What to work on: Keep the pictures out of the copy and repeat the records exactly.
— START OF Given records —
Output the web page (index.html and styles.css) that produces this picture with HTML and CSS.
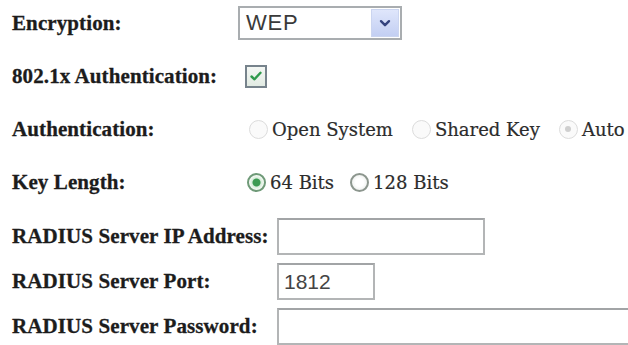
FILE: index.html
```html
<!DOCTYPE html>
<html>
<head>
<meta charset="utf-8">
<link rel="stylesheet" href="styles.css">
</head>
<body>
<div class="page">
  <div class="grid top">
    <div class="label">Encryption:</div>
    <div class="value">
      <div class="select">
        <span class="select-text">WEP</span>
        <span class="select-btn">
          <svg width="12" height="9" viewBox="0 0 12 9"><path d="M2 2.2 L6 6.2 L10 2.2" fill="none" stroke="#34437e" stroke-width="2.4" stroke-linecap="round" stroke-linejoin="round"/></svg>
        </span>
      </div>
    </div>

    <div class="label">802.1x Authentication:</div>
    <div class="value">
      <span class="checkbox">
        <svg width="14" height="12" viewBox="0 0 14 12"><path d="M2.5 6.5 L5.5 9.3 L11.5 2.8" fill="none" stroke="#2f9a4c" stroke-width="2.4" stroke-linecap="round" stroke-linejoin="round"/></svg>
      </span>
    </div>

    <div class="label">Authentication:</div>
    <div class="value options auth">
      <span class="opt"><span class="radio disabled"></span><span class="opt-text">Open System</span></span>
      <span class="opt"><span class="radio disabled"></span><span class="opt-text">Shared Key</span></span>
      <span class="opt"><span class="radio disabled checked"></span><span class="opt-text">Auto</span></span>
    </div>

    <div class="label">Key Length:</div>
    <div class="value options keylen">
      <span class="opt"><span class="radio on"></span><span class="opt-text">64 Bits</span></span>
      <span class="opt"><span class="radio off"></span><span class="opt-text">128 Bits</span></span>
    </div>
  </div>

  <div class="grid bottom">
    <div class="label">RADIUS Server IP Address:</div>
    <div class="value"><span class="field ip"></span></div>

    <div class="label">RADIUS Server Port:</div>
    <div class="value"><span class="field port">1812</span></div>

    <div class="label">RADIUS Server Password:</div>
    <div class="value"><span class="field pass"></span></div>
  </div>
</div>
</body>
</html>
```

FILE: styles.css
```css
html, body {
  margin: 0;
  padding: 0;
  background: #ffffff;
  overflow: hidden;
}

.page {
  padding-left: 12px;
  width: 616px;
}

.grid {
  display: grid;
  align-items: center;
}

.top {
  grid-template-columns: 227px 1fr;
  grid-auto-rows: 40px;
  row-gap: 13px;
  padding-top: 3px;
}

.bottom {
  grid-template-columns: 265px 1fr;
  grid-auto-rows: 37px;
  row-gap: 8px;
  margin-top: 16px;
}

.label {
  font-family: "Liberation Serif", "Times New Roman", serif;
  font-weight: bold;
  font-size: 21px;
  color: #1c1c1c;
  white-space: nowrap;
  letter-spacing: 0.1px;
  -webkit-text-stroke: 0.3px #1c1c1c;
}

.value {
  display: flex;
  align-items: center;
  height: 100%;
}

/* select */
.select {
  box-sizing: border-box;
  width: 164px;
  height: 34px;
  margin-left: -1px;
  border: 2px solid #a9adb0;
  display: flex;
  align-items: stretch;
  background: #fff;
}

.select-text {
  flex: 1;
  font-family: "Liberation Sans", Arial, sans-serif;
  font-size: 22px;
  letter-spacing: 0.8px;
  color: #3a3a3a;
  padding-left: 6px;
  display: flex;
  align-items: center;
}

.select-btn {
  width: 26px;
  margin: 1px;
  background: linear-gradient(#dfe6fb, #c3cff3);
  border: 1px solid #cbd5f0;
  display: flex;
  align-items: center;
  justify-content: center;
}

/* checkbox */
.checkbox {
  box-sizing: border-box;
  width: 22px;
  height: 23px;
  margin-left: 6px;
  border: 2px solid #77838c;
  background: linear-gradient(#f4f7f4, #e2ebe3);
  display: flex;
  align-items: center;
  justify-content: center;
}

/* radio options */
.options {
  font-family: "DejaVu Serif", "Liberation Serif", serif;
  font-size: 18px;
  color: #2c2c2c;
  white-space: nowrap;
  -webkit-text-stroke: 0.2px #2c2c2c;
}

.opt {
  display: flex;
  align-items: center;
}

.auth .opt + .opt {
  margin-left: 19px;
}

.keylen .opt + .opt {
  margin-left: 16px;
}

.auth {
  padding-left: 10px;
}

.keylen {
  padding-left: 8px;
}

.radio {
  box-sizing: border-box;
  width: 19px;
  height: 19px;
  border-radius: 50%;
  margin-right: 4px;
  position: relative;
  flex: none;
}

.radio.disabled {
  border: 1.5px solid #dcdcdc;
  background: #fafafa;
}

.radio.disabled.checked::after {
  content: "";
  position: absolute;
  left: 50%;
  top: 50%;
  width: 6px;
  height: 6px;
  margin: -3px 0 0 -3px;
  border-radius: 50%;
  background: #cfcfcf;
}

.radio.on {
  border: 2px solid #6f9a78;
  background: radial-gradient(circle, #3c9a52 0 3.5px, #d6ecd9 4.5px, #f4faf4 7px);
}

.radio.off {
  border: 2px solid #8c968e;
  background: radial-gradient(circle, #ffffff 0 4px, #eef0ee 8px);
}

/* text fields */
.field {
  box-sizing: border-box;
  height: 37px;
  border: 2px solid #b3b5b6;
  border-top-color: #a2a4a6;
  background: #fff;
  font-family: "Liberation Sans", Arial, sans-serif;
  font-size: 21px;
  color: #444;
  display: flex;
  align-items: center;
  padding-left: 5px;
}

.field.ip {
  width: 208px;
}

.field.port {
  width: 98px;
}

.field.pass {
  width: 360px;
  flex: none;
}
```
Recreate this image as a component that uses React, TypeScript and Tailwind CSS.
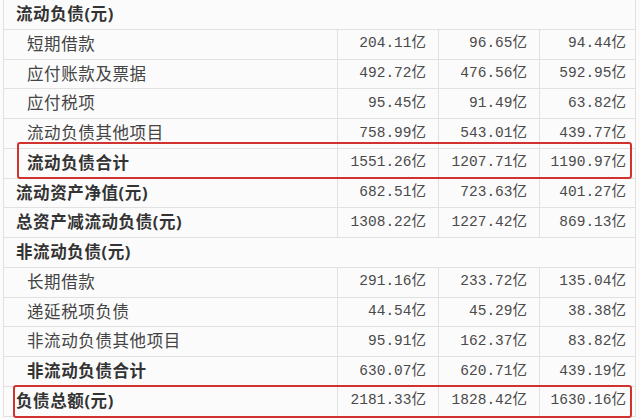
— END OF Given records —
Full answer:
Output the web page (index.html and styles.css) that produces this picture with HTML and CSS.
FILE: index.html
```html
<!DOCTYPE html>
<html>
<head>
<meta charset="utf-8">
<link rel="stylesheet" href="styles.css">
</head>
<body>
<div class="page">
  <div class="grid top">
    <div class="label">Encryption:</div>
    <div class="value">
      <div class="select">
        <span class="select-text">WEP</span>
        <span class="select-btn">
          <svg width="12" height="9" viewBox="0 0 12 9"><path d="M2 2.2 L6 6.2 L10 2.2" fill="none" stroke="#34437e" stroke-width="2.4" stroke-linecap="round" stroke-linejoin="round"/></svg>
        </span>
      </div>
    </div>

    <div class="label">802.1x Authentication:</div>
    <div class="value">
      <span class="checkbox">
        <svg width="14" height="12" viewBox="0 0 14 12"><path d="M2.5 6.5 L5.5 9.3 L11.5 2.8" fill="none" stroke="#2f9a4c" stroke-width="2.4" stroke-linecap="round" stroke-linejoin="round"/></svg>
      </span>
    </div>

    <div class="label">Authentication:</div>
    <div class="value options auth">
      <span class="opt"><span class="radio disabled"></span><span class="opt-text">Open System</span></span>
      <span class="opt"><span class="radio disabled"></span><span class="opt-text">Shared Key</span></span>
      <span class="opt"><span class="radio disabled checked"></span><span class="opt-text">Auto</span></span>
    </div>

    <div class="label">Key Length:</div>
    <div class="value options keylen">
      <span class="opt"><span class="radio on"></span><span class="opt-text">64 Bits</span></span>
      <span class="opt"><span class="radio off"></span><span class="opt-text">128 Bits</span></span>
    </div>
  </div>

  <div class="grid bottom">
    <div class="label">RADIUS Server IP Address:</div>
    <div class="value"><span class="field ip"></span></div>

    <div class="label">RADIUS Server Port:</div>
    <div class="value"><span class="field port">1812</span></div>

    <div class="label">RADIUS Server Password:</div>
    <div class="value"><span class="field pass"></span></div>
  </div>
</div>
</body>
</html>
```

FILE: styles.css
```css
html, body {
  margin: 0;
  padding: 0;
  background: #ffffff;
  overflow: hidden;
}

.page {
  padding-left: 12px;
  width: 616px;
}

.grid {
  display: grid;
  align-items: center;
}

.top {
  grid-template-columns: 227px 1fr;
  grid-auto-rows: 40px;
  row-gap: 13px;
  padding-top: 3px;
}

.bottom {
  grid-template-columns: 265px 1fr;
  grid-auto-rows: 37px;
  row-gap: 8px;
  margin-top: 16px;
}

.label {
  font-family: "Liberation Serif", "Times New Roman", serif;
  font-weight: bold;
  font-size: 21px;
  color: #1c1c1c;
  white-space: nowrap;
  letter-spacing: 0.1px;
  -webkit-text-stroke: 0.3px #1c1c1c;
}

.value {
  display: flex;
  align-items: center;
  height: 100%;
}

/* select */
.select {
  box-sizing: border-box;
  width: 164px;
  height: 34px;
  margin-left: -1px;
  border: 2px solid #a9adb0;
  display: flex;
  align-items: stretch;
  background: #fff;
}

.select-text {
  flex: 1;
  font-family: "Liberation Sans", Arial, sans-serif;
  font-size: 22px;
  letter-spacing: 0.8px;
  color: #3a3a3a;
  padding-left: 6px;
  display: flex;
  align-items: center;
}

.select-btn {
  width: 26px;
  margin: 1px;
  background: linear-gradient(#dfe6fb, #c3cff3);
  border: 1px solid #cbd5f0;
  display: flex;
  align-items: center;
  justify-content: center;
}

/* checkbox */
.checkbox {
  box-sizing: border-box;
  width: 22px;
  height: 23px;
  margin-left: 6px;
  border: 2px solid #77838c;
  background: linear-gradient(#f4f7f4, #e2ebe3);
  display: flex;
  align-items: center;
  justify-content: center;
}

/* radio options */
.options {
  font-family: "DejaVu Serif", "Liberation Serif", serif;
  font-size: 18px;
  color: #2c2c2c;
  white-space: nowrap;
  -webkit-text-stroke: 0.2px #2c2c2c;
}

.opt {
  display: flex;
  align-items: center;
}

.auth .opt + .opt {
  margin-left: 19px;
}

.keylen .opt + .opt {
  margin-left: 16px;
}

.auth {
  padding-left: 10px;
}

.keylen {
  padding-left: 8px;
}

.radio {
  box-sizing: border-box;
  width: 19px;
  height: 19px;
  border-radius: 50%;
  margin-right: 4px;
  position: relative;
  flex: none;
}

.radio.disabled {
  border: 1.5px solid #dcdcdc;
  background: #fafafa;
}

.radio.disabled.checked::after {
  content: "";
  position: absolute;
  left: 50%;
  top: 50%;
  width: 6px;
  height: 6px;
  margin: -3px 0 0 -3px;
  border-radius: 50%;
  background: #cfcfcf;
}

.radio.on {
  border: 2px solid #6f9a78;
  background: radial-gradient(circle, #3c9a52 0 3.5px, #d6ecd9 4.5px, #f4faf4 7px);
}

.radio.off {
  border: 2px solid #8c968e;
  background: radial-gradient(circle, #ffffff 0 4px, #eef0ee 8px);
}

/* text fields */
.field {
  box-sizing: border-box;
  height: 37px;
  border: 2px solid #b3b5b6;
  border-top-color: #a2a4a6;
  background: #fff;
  font-family: "Liberation Sans", Arial, sans-serif;
  font-size: 21px;
  color: #444;
  display: flex;
  align-items: center;
  padding-left: 5px;
}

.field.ip {
  width: 208px;
}

.field.port {
  width: 98px;
}

.field.pass {
  width: 360px;
  flex: none;
}
```
Recreate this image as a component that uses React, TypeScript and Tailwind CSS.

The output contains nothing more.